[Rows from a dataset of pages and code]
· · · ·

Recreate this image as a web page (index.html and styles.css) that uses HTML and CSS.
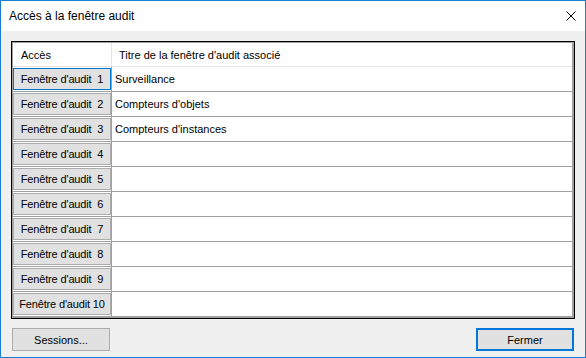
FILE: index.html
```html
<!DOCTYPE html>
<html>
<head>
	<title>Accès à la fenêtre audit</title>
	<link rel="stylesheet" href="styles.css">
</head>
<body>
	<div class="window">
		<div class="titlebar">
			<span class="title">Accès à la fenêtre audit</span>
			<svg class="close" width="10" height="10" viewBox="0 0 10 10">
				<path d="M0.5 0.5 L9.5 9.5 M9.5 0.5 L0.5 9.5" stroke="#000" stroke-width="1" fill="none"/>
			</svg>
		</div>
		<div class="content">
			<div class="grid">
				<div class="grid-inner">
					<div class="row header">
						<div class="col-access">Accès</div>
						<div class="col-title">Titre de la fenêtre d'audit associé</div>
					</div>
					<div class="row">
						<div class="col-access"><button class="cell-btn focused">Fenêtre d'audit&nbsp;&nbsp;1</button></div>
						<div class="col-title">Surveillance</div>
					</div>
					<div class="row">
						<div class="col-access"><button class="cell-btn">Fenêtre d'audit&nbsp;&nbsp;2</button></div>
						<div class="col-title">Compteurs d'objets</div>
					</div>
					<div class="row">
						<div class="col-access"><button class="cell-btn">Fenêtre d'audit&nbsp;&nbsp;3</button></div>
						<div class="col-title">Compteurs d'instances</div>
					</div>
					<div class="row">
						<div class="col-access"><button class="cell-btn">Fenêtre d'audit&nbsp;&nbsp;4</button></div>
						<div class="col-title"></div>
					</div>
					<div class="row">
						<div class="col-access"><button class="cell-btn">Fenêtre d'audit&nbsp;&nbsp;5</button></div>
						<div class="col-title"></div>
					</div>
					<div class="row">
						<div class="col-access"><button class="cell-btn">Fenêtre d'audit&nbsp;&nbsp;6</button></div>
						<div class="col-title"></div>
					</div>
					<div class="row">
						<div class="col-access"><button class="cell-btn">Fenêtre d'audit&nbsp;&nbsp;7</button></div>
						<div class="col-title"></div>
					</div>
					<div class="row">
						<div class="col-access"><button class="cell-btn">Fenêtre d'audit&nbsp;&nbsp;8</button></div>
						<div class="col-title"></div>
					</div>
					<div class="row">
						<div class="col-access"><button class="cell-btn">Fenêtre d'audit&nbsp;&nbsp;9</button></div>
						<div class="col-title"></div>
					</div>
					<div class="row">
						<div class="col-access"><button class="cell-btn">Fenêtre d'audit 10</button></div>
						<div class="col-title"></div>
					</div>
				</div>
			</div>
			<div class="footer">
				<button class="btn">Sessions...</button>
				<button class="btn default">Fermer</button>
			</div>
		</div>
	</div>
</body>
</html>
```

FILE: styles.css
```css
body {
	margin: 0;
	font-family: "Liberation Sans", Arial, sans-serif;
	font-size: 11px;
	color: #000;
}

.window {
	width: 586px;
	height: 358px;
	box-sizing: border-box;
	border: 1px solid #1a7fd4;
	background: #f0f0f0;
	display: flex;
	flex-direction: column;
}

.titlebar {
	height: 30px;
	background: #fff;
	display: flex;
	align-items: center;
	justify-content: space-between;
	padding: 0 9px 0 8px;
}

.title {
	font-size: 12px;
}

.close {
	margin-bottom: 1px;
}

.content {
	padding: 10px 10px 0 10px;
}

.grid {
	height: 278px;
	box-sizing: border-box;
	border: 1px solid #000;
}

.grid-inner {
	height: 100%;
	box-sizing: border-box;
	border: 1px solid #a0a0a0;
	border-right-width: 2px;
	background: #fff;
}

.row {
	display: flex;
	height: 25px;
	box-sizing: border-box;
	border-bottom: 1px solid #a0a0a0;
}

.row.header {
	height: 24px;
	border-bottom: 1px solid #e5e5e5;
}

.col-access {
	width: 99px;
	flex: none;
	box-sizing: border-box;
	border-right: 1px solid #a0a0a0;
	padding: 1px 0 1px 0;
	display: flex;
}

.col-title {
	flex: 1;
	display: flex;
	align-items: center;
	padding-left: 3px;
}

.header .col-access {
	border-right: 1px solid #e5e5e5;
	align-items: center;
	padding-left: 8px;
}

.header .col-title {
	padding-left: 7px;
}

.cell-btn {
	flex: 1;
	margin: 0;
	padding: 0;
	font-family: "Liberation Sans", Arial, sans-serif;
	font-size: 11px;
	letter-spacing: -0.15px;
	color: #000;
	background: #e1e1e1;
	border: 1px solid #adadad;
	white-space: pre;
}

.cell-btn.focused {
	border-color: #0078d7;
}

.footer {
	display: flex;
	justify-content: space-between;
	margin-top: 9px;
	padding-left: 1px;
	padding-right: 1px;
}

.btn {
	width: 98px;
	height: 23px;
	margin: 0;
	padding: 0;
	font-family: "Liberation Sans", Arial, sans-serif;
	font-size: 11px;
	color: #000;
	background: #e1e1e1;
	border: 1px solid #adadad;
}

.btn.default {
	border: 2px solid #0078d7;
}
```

· · · ·

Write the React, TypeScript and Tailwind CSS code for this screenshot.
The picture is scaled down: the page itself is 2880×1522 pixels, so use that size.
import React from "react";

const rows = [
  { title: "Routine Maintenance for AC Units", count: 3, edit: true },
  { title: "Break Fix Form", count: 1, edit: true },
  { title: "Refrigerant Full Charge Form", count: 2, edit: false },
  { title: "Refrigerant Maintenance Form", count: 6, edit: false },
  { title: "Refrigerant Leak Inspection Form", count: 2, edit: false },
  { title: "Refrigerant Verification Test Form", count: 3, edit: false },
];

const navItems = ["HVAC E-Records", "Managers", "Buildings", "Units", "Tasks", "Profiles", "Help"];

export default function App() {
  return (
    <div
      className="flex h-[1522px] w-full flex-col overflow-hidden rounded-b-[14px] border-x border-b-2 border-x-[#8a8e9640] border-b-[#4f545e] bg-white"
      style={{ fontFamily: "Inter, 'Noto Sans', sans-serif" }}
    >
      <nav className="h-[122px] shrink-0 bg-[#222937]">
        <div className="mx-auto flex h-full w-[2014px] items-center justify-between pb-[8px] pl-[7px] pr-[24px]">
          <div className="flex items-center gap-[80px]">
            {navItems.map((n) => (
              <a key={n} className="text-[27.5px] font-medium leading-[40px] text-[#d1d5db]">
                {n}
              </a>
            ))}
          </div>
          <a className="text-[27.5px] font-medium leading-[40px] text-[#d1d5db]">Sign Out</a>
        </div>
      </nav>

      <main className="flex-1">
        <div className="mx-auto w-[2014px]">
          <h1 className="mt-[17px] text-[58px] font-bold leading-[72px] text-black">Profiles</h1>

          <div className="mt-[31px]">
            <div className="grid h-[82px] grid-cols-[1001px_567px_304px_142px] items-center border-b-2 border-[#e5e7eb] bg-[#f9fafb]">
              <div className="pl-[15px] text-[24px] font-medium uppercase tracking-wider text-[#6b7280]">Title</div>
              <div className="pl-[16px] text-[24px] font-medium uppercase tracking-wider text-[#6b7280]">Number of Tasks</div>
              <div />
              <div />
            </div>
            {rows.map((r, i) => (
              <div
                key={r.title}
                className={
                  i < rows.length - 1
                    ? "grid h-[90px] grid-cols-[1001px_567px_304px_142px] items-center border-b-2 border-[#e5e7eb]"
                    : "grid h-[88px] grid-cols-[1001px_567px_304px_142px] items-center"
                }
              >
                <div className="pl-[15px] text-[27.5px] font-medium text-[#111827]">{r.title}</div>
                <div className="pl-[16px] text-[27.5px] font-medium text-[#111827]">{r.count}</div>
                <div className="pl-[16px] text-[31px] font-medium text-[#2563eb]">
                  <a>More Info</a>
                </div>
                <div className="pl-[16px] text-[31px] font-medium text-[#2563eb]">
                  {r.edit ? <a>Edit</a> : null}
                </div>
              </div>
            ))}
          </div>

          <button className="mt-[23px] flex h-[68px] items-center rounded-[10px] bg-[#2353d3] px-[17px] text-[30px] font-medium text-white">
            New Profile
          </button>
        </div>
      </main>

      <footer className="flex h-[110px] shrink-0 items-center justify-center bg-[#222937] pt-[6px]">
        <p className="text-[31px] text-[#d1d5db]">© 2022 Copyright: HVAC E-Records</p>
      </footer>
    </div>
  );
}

· · · ·

> _EXERCISE DIRECTIONS_
Go over the records above and tally the lines with the word "that" in them. Give the number alone.

> _EXPECTED ANSWER_
2